## What to produce
Count lines, not occurrences: report how many lines in the records hold the string "with", and nothing else.

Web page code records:

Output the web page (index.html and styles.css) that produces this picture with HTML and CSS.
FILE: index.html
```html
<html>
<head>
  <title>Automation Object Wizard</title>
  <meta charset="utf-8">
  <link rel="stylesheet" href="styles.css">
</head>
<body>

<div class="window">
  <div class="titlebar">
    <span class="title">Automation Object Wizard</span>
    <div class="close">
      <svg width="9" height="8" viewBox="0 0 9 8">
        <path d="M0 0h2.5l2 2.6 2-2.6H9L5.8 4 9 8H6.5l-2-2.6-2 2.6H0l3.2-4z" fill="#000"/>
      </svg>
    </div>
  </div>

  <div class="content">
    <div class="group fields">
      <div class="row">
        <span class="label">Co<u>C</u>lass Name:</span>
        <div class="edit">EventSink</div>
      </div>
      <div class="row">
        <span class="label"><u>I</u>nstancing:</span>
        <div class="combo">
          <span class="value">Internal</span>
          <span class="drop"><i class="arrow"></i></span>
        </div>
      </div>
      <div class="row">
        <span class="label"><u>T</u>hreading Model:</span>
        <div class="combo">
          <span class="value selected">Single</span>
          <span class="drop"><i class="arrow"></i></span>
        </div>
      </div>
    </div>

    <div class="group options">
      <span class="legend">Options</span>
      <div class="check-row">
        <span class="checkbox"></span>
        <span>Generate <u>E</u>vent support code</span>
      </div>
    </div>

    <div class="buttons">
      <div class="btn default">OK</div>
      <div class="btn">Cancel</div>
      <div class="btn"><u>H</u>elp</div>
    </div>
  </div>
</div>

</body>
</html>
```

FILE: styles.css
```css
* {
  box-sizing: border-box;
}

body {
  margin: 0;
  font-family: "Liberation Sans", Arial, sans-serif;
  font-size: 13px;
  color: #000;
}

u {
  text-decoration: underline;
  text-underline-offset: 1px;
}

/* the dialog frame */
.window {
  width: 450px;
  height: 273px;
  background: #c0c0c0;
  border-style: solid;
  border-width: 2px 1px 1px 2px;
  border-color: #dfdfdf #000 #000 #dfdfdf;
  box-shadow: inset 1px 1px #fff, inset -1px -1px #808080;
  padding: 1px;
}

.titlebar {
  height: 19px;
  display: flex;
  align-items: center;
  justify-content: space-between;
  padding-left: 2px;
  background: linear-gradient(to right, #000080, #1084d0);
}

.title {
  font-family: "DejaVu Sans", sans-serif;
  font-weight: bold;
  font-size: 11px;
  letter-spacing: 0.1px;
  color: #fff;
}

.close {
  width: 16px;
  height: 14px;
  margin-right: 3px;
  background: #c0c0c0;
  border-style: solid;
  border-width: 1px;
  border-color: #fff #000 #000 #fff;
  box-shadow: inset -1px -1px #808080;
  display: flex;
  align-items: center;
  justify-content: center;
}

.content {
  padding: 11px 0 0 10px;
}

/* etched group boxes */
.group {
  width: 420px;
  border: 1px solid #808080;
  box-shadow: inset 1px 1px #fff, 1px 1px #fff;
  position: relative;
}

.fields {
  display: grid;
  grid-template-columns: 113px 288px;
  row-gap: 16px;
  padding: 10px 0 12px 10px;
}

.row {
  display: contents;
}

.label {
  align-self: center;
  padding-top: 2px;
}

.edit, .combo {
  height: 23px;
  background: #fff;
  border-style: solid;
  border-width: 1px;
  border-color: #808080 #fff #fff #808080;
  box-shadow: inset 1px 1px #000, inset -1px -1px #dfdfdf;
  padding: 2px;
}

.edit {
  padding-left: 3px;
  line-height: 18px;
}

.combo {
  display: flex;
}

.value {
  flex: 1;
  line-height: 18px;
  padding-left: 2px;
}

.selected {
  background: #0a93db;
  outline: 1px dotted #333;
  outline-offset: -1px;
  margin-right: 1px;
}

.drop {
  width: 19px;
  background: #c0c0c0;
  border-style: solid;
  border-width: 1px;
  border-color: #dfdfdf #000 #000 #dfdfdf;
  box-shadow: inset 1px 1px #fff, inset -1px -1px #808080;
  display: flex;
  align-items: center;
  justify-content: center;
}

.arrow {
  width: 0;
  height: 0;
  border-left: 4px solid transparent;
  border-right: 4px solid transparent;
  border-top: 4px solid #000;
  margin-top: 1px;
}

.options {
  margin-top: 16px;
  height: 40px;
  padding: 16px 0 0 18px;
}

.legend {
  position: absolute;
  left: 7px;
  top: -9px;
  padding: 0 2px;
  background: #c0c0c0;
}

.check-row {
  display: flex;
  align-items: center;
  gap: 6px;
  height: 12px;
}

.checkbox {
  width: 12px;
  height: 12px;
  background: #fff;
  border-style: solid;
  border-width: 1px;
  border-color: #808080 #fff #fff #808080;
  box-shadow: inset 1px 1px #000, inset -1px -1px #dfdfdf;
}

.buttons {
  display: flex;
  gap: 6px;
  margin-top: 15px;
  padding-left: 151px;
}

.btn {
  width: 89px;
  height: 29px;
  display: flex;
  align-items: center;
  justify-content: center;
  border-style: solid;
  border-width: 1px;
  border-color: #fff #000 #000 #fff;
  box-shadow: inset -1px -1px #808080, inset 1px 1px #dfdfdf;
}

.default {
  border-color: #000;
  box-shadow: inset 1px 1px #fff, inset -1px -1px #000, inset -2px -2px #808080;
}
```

...

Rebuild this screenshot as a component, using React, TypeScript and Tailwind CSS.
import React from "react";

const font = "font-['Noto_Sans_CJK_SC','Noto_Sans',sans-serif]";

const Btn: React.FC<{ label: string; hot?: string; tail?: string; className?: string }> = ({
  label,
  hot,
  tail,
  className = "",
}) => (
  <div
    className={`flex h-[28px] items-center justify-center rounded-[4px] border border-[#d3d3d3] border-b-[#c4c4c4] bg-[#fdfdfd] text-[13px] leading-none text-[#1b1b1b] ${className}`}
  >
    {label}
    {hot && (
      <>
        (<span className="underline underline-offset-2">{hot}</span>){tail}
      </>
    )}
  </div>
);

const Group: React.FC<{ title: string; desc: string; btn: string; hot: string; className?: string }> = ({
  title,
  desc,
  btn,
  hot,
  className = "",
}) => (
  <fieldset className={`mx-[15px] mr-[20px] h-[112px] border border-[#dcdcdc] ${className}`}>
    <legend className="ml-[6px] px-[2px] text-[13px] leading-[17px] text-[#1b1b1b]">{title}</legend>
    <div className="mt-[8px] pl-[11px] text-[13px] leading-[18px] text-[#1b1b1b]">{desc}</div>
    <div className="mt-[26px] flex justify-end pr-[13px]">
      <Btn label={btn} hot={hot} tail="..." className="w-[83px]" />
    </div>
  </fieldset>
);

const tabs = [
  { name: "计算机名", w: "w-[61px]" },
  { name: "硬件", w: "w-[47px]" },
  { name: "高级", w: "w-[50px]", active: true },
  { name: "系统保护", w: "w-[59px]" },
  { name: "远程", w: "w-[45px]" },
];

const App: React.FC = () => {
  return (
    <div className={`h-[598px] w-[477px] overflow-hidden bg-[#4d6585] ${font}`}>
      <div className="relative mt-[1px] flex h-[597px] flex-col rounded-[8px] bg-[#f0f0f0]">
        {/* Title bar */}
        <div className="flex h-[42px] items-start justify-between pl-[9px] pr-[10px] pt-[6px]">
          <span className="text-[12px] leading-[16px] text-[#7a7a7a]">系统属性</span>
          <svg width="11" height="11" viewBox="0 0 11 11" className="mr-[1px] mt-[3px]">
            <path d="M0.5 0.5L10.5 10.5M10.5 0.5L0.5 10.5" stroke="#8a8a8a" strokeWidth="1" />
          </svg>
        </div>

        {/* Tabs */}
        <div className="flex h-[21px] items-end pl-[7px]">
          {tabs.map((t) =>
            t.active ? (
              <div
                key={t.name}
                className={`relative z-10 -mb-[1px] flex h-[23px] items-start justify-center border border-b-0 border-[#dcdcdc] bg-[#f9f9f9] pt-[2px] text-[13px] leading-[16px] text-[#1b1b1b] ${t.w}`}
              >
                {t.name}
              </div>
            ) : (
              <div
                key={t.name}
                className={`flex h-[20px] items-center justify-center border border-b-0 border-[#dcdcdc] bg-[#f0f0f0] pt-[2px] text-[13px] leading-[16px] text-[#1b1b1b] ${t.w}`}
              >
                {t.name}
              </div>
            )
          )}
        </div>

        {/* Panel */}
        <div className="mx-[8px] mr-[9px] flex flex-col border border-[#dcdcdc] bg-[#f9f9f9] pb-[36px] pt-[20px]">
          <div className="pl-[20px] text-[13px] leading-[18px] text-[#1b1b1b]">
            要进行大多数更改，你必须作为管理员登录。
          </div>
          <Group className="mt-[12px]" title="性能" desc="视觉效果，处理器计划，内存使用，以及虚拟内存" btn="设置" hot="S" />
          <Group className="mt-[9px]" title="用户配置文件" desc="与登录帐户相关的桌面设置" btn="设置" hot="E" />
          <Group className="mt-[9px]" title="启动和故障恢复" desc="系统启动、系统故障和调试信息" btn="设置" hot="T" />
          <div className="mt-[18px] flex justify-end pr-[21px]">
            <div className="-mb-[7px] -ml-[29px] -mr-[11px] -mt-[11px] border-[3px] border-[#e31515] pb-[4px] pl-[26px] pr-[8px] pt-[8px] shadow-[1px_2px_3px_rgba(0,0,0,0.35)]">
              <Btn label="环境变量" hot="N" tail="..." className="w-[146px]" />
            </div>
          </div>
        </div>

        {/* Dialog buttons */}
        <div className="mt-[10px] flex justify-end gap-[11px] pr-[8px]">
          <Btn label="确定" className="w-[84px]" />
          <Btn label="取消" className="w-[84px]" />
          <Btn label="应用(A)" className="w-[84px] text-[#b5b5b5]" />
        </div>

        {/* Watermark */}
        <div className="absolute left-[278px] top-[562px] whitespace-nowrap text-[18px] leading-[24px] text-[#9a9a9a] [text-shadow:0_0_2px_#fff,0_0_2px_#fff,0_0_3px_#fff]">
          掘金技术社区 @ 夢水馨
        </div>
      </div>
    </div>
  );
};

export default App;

...

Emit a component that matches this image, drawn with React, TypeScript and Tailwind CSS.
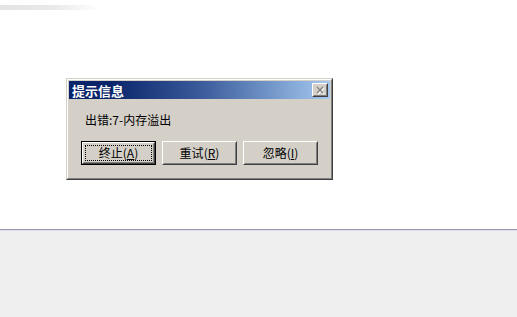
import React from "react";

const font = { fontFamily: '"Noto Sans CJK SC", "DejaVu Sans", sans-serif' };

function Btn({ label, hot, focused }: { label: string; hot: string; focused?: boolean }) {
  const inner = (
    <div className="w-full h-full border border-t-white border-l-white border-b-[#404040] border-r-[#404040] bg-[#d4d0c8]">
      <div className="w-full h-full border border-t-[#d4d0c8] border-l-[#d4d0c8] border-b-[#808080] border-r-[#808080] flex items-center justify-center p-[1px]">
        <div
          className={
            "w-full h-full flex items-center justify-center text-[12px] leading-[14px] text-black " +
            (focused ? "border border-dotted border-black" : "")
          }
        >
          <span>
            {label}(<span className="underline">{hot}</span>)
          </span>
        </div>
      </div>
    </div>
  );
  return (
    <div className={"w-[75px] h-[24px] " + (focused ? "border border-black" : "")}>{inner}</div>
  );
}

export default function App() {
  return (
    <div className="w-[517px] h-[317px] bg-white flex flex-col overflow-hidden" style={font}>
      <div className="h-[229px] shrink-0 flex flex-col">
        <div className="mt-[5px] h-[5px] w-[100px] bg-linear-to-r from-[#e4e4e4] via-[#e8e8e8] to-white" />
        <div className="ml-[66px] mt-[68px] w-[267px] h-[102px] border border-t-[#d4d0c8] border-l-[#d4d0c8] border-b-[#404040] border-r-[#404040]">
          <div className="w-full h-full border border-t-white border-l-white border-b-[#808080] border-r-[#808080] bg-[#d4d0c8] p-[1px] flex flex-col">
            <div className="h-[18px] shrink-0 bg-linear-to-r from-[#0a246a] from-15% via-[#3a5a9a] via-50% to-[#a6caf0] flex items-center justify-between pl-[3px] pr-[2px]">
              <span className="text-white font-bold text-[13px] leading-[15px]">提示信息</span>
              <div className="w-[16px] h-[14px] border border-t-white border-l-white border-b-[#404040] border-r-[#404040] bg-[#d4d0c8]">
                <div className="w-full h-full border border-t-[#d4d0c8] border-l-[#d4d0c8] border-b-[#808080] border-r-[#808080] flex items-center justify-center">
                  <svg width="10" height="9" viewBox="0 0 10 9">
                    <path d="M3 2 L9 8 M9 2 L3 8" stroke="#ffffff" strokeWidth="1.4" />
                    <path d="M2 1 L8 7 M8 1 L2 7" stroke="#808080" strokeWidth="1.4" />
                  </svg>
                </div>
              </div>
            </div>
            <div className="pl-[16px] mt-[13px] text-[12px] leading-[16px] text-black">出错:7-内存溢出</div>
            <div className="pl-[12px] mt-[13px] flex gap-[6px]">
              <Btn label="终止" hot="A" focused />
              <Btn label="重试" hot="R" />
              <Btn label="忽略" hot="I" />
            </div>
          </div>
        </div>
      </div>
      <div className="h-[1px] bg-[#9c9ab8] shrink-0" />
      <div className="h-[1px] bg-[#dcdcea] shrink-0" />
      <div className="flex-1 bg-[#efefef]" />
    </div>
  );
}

## Response
2